Not only does O'Neill's photographic style require special equipment, it also requires cooperation from her husband, Barry.
"I'm getting such tight shots of the inside of these flowers that even the vibrations from my husband walking into the room can screw them up," says O'Neill.
Shooting live flora and fauna is nothing new to O'Neill. Barry is a filmmaker, and the two have put together wildlife books and movies for National Geographic and other outlets; their most recent film focuses on wolves in Yellowstone Park. But Barry could tell long ago that Teri's talents were better suited to a smaller scale. "While I'm looking at the grand scene," he says, "Teri is looking at a pinhead inside something that no one else sees."
"I feel almost like a sniper," she says, "because I can't really breathe when I'm taking a shot or it'll ruin it. It takes infinite patience.
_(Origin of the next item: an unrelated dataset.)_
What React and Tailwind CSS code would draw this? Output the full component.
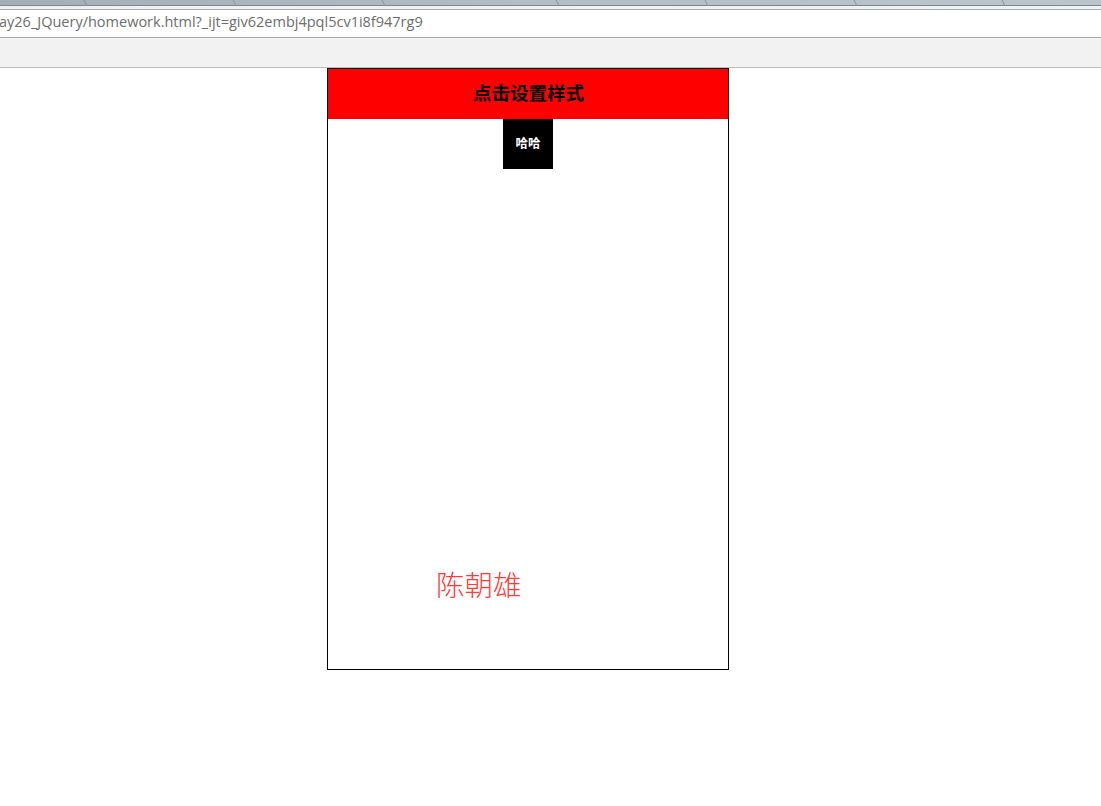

Sometimes I'll set up the camera and get a shot right away. Other times it'll take six or seven days to get it right."
That's why O'Neill works with live flowers, which she grows inside her studio. "The borescope also helps, because I don't have to cut the flower in half to get the shot I want," she says. "If you cut a flower, the image changes within a couple of hours--the edges start to decay. That's why they don't serve well. Besides, if I manipulate it, it's not real."